3) Telah banyak dikeluarkan peraturan-peraturan pelaksana dan diimplementasikan;

4) Untuk menghindari ketidakpastian hukum dan dampak lebih besar yang ditimbulkan;

5) Diberi waktu 2 tahun kepada Presiden dan DPR memperbaiki UU pembentukannya melalui metode omnibus law (mengubah, menghapus dan menambah pasal-pasal/norma dari 78 UU dalam 1 UU) dan sekaligus memperbaiki materi/pasal-pasal/norma yang dipersoalkan para buruh/serikat buruh.

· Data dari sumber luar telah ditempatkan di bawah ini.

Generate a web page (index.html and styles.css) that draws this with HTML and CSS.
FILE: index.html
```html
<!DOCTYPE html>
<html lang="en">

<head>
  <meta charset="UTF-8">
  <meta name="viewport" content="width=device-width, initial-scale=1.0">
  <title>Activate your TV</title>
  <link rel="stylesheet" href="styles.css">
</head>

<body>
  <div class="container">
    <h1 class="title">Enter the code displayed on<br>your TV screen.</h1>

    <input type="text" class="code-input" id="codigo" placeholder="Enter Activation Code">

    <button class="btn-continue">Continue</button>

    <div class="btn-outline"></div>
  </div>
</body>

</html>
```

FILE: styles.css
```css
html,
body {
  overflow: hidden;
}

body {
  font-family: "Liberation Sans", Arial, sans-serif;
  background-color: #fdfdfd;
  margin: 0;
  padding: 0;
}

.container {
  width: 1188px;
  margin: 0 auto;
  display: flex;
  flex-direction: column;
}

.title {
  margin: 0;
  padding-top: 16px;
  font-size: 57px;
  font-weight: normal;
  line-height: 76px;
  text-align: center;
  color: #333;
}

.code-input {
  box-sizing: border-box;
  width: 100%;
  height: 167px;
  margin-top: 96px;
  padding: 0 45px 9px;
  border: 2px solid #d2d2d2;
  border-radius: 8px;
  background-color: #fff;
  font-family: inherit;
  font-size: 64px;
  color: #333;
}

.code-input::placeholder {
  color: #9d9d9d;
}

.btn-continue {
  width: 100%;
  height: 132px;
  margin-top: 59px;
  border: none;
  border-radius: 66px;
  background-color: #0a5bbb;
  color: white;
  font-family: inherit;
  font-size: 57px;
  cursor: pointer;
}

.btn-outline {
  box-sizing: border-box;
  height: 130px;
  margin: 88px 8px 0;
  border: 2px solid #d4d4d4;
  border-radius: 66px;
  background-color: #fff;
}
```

Banyak kalangan berpendapat putusan ini sebagai jalan tengah dan peringatan kepada Presiden/Pemerintah dan DPR  supaya membuat UU tidak serampangan. Namun sesungguhnya   untuk perkara pengujian UU Cipta Kerja tidak perlu lagi diberi peringatan karena sudah ada peringatan dari MK dalam beberapa putusannya. Misalnya, dalam putusan Nomor 27/PUU-VII/2009 dalam perkara pengujian formil UU 3/2009 tentang Perubahan atas UU 5/2004 tentang Perubahan atas UU 14/1985 tentang Mahkamah Agung yang dinyatakan proses pembentukan UU cacat prosedur. Kemudian dalam putusan Nomor  79/PUU-XVII/2019 dalam perkara pengujian formil UU 19/2019 tentang Perubahan Kedua atas UU 30/2002 tentang KPK, dalam pendapat berbeda (dissenting opinion)-nya Hakim Konstitusi Wahiduddin Adams telah membuat terapi kejut (shock therapy) terhadap Presiden dan DPR supaya tidak membuat UU serampangan, tapi harus berdasarkan UUD 1945.

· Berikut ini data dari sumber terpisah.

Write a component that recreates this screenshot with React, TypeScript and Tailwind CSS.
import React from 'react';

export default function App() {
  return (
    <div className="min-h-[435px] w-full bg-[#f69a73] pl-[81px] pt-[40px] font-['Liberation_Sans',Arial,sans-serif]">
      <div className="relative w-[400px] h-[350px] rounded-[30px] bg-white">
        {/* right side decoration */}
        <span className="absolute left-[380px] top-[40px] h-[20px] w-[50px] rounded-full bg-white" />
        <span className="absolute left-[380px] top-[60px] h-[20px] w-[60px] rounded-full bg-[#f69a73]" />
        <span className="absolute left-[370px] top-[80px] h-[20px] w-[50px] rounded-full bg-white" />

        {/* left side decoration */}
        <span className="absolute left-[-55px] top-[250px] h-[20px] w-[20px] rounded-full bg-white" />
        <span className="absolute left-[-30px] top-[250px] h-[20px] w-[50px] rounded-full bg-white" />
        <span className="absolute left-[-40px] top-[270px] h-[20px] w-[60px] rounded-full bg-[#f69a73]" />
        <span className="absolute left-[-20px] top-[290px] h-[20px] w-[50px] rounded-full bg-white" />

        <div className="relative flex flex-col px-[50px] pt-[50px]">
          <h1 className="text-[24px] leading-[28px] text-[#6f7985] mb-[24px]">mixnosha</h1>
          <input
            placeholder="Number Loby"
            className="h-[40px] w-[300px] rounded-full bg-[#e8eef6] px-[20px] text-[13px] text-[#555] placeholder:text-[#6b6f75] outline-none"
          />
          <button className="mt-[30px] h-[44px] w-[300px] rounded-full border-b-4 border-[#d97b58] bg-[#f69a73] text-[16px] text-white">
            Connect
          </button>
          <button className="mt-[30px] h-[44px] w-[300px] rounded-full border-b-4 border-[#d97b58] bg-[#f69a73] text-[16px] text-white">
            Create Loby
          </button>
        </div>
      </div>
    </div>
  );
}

Pertanyaannya adalah mengapa terjadi putusan seperti ini yang bersifat tidak jelas dan tidak tegas? Untuk siapa omnibus law UU Cipta Kerja ini, dan kemenangan siapa putusan MK dinyatakan inkonstitusional bersyarat?

Dari penalaran yang wajar 5 orang hakim MK ini secara tidak nyata membuat putusannya dengan  pertimbangan aspek politik. Padahal, sebagai hakim pengadilan yang mengadili persoalan berbobot konstitusi dan hak asasi manusia tidak tepat membuat putusan memasukkan  aspek politik. Cukup aspek hukum. Seperti adagium fiat Justitia ruat coelum (hukum harus ditegakkan terlepas dari konsekuensinya).

Lagi pula, jikapun UU Cipta Kerja itu dinyatakan cacat permanen sejak lahir tanggal 2 November 2020, konsekuensinya tidak akan sampai rubuh NKRI. NKRI tetap akan kokoh berdiri. Hanya segelintir kelompok yang terganggu kepentingannya. Selama 2 tahun ini akan terjadi komplik antara buruh/serikat buruh dengan pengusaha di tingkat perusahaan tentang aturan mana yang dipakai, UU Cipta Kerja atau UU 13/2003? Buruh/serikat buruh mengibaratkan UU Cipta Kerja sebagai mobil yang rusak dan sedang (harus) diperbaiki di bengkel, mengapa tetap dipakai? Bukankah memakai mobil yang sedang dirawat itu akan membawa ke jurang yang dalam dan menewaskan para penumpangnya?

Omnibus law UU Cipta Kerja  hanya menguntungkan pemilik modal rakus, bukan meningkatkan perlindungan dan kesejahteraan rakyat Indonesia, terlebih buruh dan keluarganya. Putusan MK ini hanya memenangkan pemilik modal rakus dan sedikit kemenangan bagi akademisi hukum tata negara yang tidak sesat.

_______

*Koordinator kuasa KSBSI dalam pengujian UU Cipta Kerja.